We start from the result linked in the question: $$ \sum_{n = -\infty}^{\infty} \frac{1}{(n+\alpha)^2+\gamma^2} = \frac{\pi}{\gamma} \frac{\sinh{2\gamma \pi}}{\cosh{2\gamma \pi}-\cos{2\alpha \pi}}. $$ For the specific case of $\alpha = -\frac{1}{2}$, it is not too hard to see that $$ \sum_{n = -\infty}^{0} \frac{1}{(n-\frac12)^2+\gamma^2} = \sum_{n = 1}^{\infty} \frac{1}{(n-\frac12)^2+\gamma^2}, $$ and so we have $$ 2 \sum_{n = 1}^{\infty} \frac{1}{(n-\frac12)^2+\gamma^2} = \sum_{n = -\infty}^{\infty} \frac{1}{(n-\frac12)^2+\gamma^2} \\=\frac{\pi}{\gamma} \frac{\sinh{2\gamma \pi}}{\cosh{2\gamma \pi}-\cos{ \pi}} = \frac{\pi}{\gamma} \frac{\sinh{2\gamma \pi}}{\cosh{2\gamma \pi}+ 1}. $$ But $\sinh 2x = 2 \sinh x \cosh x$ and $\cosh 2x + 1 = 2 \cosh^2 x$, so $$ \sum_{n = 1}^{\infty} \frac{2}{(n-\frac12)^2+\gamma^2} = \frac{\pi}{\gamma} \tanh{\gamma \pi} = \frac{\pi}{\sqrt{a}} \tanh\left(\sqrt{a} \pi\right), $$ where we have identified $\gamma = \sqrt{a}$ in the last step. As the OP notes, this should have a finite limit as $a \to 0$, and a bit of work shows that this limit is indeed finite and equal to $\pi^2$.
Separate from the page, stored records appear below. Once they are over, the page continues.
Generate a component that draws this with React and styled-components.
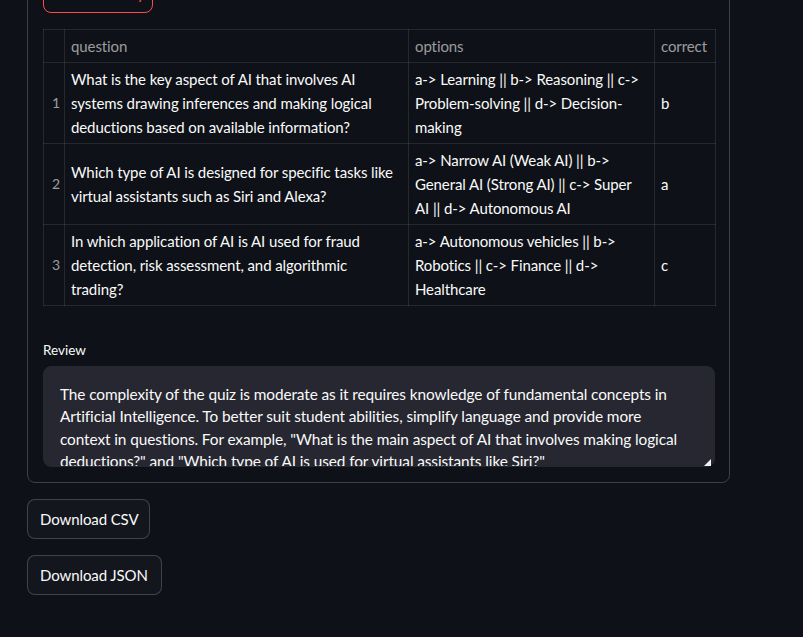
import React from 'react'
import styled, { createGlobalStyle } from 'styled-components'

const GlobalStyle = createGlobalStyle`
  html, body {
    margin: 0;
    padding: 0;
    background: #0e1117;
    overflow: hidden;
  }
  body {
    font-family: Lato, "Open Sans", sans-serif;
    color: #fafafa;
  }
`

const Page = styled.div`
  width: 803px;
  height: 637px;
  padding-left: 27px;
  box-sizing: border-box;
  display: flex;
  flex-direction: column;
  gap: 16px;
`

const Form = styled.div`
  width: 703px;
  box-sizing: border-box;
  margin-top: -44px;
  border: 1px solid rgba(250, 250, 250, 0.2);
  border-radius: 8px;
  padding: 16px 15px 15px;
  display: flex;
  flex-direction: column;
  gap: 16px;
`

const Button = styled.button`
  align-self: flex-start;
  height: 40px;
  padding: 0 12px;
  border-radius: 8px;
  font-family: inherit;
  font-size: 15px;
  letter-spacing: -0.1px;
  text-align: left;
  background: ${p => (p.$active ? '#0e1117' : '#13161d')};
  color: ${p => (p.$active ? '#ff4b4b' : '#fafafa')};
  border: 1px solid ${p => (p.$active ? '#ff4b4b' : 'rgba(250, 250, 250, 0.2)')};
  width: ${p => p.$width}px;
  white-space: nowrap;
`

const Table = styled.table`
  width: 672px;
  table-layout: fixed;
  border-collapse: collapse;
  font-size: 15px;
  letter-spacing: -0.1px;
  line-height: 24px;
  margin-bottom: 17px;
`

const Cell = styled.td`
  border: 1px solid rgba(250, 250, 250, 0.1);
  padding: 4px 6px;
  vertical-align: middle;
  font-weight: 400;
  color: ${p => (p.$muted ? 'rgba(250, 250, 250, 0.6)' : '#fafafa')};
  text-align: ${p => (p.$index ? 'right' : 'left')};
  padding-right: ${p => (p.$index ? '4px' : '6px')};
  padding-left: ${p => (p.$index ? '2px' : '6px')};
  font-size: ${p => (p.$index ? '14px' : '15px')};
`

const Field = styled.div`
  display: flex;
  flex-direction: column;
  gap: 5px;
`

const Label = styled.label`
  font-size: 13.5px;
  line-height: 22px;
`

const AreaWrap = styled.div`
  position: relative;
`

const Area = styled.textarea`
  display: block;
  width: 672px;
  height: 101px;
  box-sizing: border-box;
  margin: 0;
  padding: 16px 22px 16px 16px;
  background: #262730;
  border: 1px solid #262730;
  border-radius: 8px;
  color: #fafafa;
  font-family: inherit;
  font-size: 15.4px;
  letter-spacing: -0.1px;
  line-height: 22.4px;
  resize: none;
  overflow: hidden;
  outline: none;
`

const Grip = styled.div`
  position: absolute;
  right: 3px;
  bottom: 1px;
  width: 0;
  height: 0;
  border-left: 7px solid transparent;
  border-bottom: 7px solid #f0f0f0;
`

const rows = [
  {
    q: 'What is the key aspect of AI that involves AI systems drawing inferences and making logical deductions based on available information?',
    o: 'a-> Learning || b-> Reasoning || c-> Problem-solving || d-> Decision-making',
    c: 'b',
  },
  {
    q: 'Which type of AI is designed for specific tasks like virtual assistants such as Siri and Alexa?',
    o: 'a-> Narrow AI (Weak AI) || b-> General AI (Strong AI) || c-> Super AI || d-> Autonomous AI',
    c: 'a',
  },
  {
    q: 'In which application of AI is AI used for fraud detection, risk assessment, and algorithmic trading?',
    o: 'a-> Autonomous vehicles || b-> Robotics || c-> Finance || d-> Healthcare',
    c: 'c',
  },
]

const review =
  'The complexity of the quiz is moderate as it requires knowledge of fundamental concepts in Artificial Intelligence. To better suit student abilities, simplify language and provide more context in questions. For example, "What is the main aspect of AI that involves making logical deductions?" and "Which type of AI is used for virtual assistants like Siri?"'

export default function App() {
  return (
    <>
      <GlobalStyle />
      <Page>
        <Form>
          <Button $active $width={110}>Get Summary</Button>

          <Table>
            <colgroup>
              <col style={{ width: 21 }} />
              <col style={{ width: 344 }} />
              <col style={{ width: 246 }} />
              <col style={{ width: 61 }} />
            </colgroup>
            <thead>
              <tr>
                <Cell as="th" $muted />
                <Cell as="th" $muted>question</Cell>
                <Cell as="th" $muted>options</Cell>
                <Cell as="th" $muted>correct</Cell>
              </tr>
            </thead>
            <tbody>
              {rows.map((r, i) => (
                <tr key={i}>
                  <Cell $muted $index>{i + 1}</Cell>
                  <Cell>{r.q}</Cell>
                  <Cell>{r.o}</Cell>
                  <Cell>{r.c}</Cell>
                </tr>
              ))}
            </tbody>
          </Table>

          <Field>
            <Label>Review</Label>
            <AreaWrap>
              <Area readOnly defaultValue={review} />
              <Grip />
            </AreaWrap>
          </Field>
        </Form>

        <Button $width={123}>Download CSV</Button>
        <Button $width={135}>Download JSON</Button>
      </Page>
    </>
  )
}
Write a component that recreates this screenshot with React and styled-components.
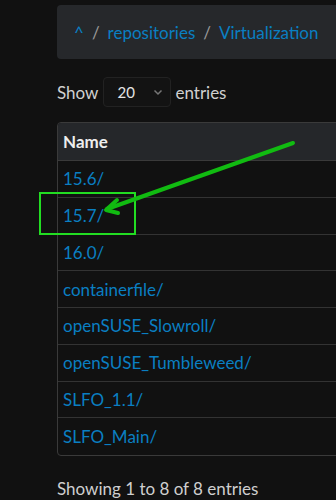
import React from "react";
import styled, { createGlobalStyle } from "styled-components";

const GlobalStyle = createGlobalStyle`
  html, body {
    margin: 0;
    padding: 0;
    background: #111111;
    overflow: hidden;
  }
  body {
    font-family: Lato, "Noto Sans", sans-serif;
    color: #cfcfcf;
  }
`;

const Page = styled.div`
  position: relative;
  width: 336px;
  height: 500px;
  overflow: hidden;
`;

const Content = styled.div`
  width: 420px;
  padding: 5px 0 0 57px;
  box-sizing: border-box;
  display: flex;
  flex-direction: column;
`;

const Breadcrumb = styled.nav`
  height: 54px;
  background: #26282b;
  border-radius: 4px;
  display: flex;
  align-items: center;
  gap: 8px;
  padding: 0 17px;
  font-size: 17px;
`;

const Crumb = styled.a`
  color: #0a7fc2;
  text-decoration: none;
`;

const Sep = styled.span`
  color: #9a9a9a;
`;

const LengthRow = styled.div`
  display: flex;
  align-items: center;
  height: 30px;
  margin-top: 18px;
  font-size: 17px;
  color: #d0d0d0;
`;

const Select = styled.div`
  width: 68px;
  height: 30px;
  box-sizing: border-box;
  margin: 0 4px 0 5px;
  border: 1px solid #222;
  border-radius: 4px;
  background: #131313;
  display: flex;
  align-items: center;
  justify-content: space-between;
  padding: 0 6px 0 13px;
  font-size: 15px;
  color: #e4e4e4;
`;

const Table = styled.div`
  margin-top: 15px;
  border: 1px solid #3a3a3a;
  border-radius: 4px;
  overflow: hidden;
`;

const HeadRow = styled.div`
  height: 37px;
  display: flex;
  align-items: center;
  padding-left: 5px;
  background: #25272a;
  border-bottom: 1px solid #3a3a3a;
  font-weight: bold;
  font-size: 17px;
  color: #eeeeee;
`;

const Row = styled.div`
  height: 35.75px;
  display: flex;
  align-items: center;
  padding-left: 5px;
  border-bottom: 1px solid ${(p) => (p.$last ? "transparent" : "#333333")};
  font-size: 17px;
`;

const Link = styled.a`
  color: #0a7fc2;
  text-decoration: none;
`;

const Info = styled.div`
  margin-top: 22px;
  font-size: 17px;
  color: #cfcfcf;
`;

const Overlay = styled.svg`
  position: absolute;
  left: 0;
  top: 0;
  pointer-events: none;
`;

const rows = [
  "15.6/",
  "15.7/",
  "16.0/",
  "containerfile/",
  "openSUSE_Slowroll/",
  "openSUSE_Tumbleweed/",
  "SLFO_1.1/",
  "SLFO_Main/",
];

export default function App() {
  return (
    <Page>
      <GlobalStyle />
      <Content>
        <Breadcrumb>
          <Crumb>^</Crumb>
          <Sep>/</Sep>
          <Crumb>repositories</Crumb>
          <Sep>/</Sep>
          <Crumb>Virtualization</Crumb>
        </Breadcrumb>
        <LengthRow>
          Show
          <Select>
            20
            <svg width="12" height="12" viewBox="0 0 12 12">
              <path d="M2.5 4.5 L6 8 L9.5 4.5" fill="none" stroke="#777" strokeWidth="1.5" />
            </svg>
          </Select>
          entries
        </LengthRow>
        <Table>
          <HeadRow>Name</HeadRow>
          {rows.map((r, i) => (
            <Row key={r} $last={i === rows.length - 1}>
              <Link>{r}</Link>
            </Row>
          ))}
        </Table>
        <Info>Showing 1 to 8 of 8 entries</Info>
      </Content>
      <Overlay width="336" height="500">
        <rect x="40" y="193" width="95" height="41" fill="none" stroke="#22dd22" strokeWidth="2" />
        <g stroke="#11bb11" strokeWidth="4" strokeLinecap="round" fill="none">
          <line x1="293" y1="143" x2="107" y2="209" />
          <polyline points="117,200 106,210 118,213" strokeLinejoin="round" />
        </g>
      </Overlay>
    </Page>
  );
}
Thus, the given formula is true for all values of $a$ for which $\tanh(\sqrt{a} \pi) = 1$, which is... none of them. For all real $x$, $-1< \tanh(x) < 1$. However, the hyperbolic tangent function does asymptotically approach 1; in fact, asymptotically we have $$ \tanh(\sqrt{a} \pi) \approx 1 - 2 e^{- 2\sqrt{a} \pi}. $$ Even for $a = 1$, we have $\tanh(\pi) \approx 0.996...$ and so the result holds to within less than 1%. It is not too hard to envision an amateur numerologist stumbling upon this relation "experimentally" with a computer and thinking that it must be true. (I note that the given equation was posted on viXra, which does have a reputation for such things.) It is a remarkably good approximation, particularly for large values of $a$, but it is not in fact true.

Answer 2

Consider the partial sum $$S_p=\sum_{n=1}^p \frac{2}{\left(n-\frac{1}{2}\right)^2+a}=\sum_{n=1}^p \frac{2}{ \left(n+\frac{1}{2} \left(-2 \sqrt{-a}-1\right)\right) \left(n+\frac{1}{2} \left(2 \sqrt{-a}-1\right)\right)}$$ Use partial fraction decomposition and get $$S_p=\frac{\psi \left(p-\sqrt{-a}+\frac{1}{2}\right)-\psi \left(p+\sqrt{-a}+\frac{1}{2}\right)-\psi \left(\frac{1}{2}-\sqrt{-a}\right)+\psi \left(\sqrt{-a}+\frac{1}{2}\right)}{\sqrt{-a}}$$ Now, using the asymptotics $$\psi(n)=\log (n)-\frac{1}{2 n}-\frac{1}{12 n^2}+O\left(\frac{1}{n^4}\right)$$ Using it twice and continuing with Taylor series $$S_p=\frac{\psi \left(\frac{1}{2}+\sqrt{-a}\right)-\psi \left(\frac{1}{2}-\sqrt{-a}\right)}{\sqrt{-a}}-\frac 2 p+\frac{4 a+1}{6 p^3}+O\left(\frac{1}{p^5}\right)$$ and using now $$\psi \left(\frac{1}{2}+b\right)-\psi \left(\frac{1}{2}-b\right)=\pi \tan (\pi b)$$ thus $$\frac{\psi \left(\frac{1}{2}+\sqrt{-a}\right)-\psi \left(\frac{1}{2}-\sqrt{-a}\right)}{\sqrt{-a}}=\frac{\pi }{\sqrt{a}} \tanh \left(\pi \sqrt{a}\right)$$ This is what Wolfram Alpha provided.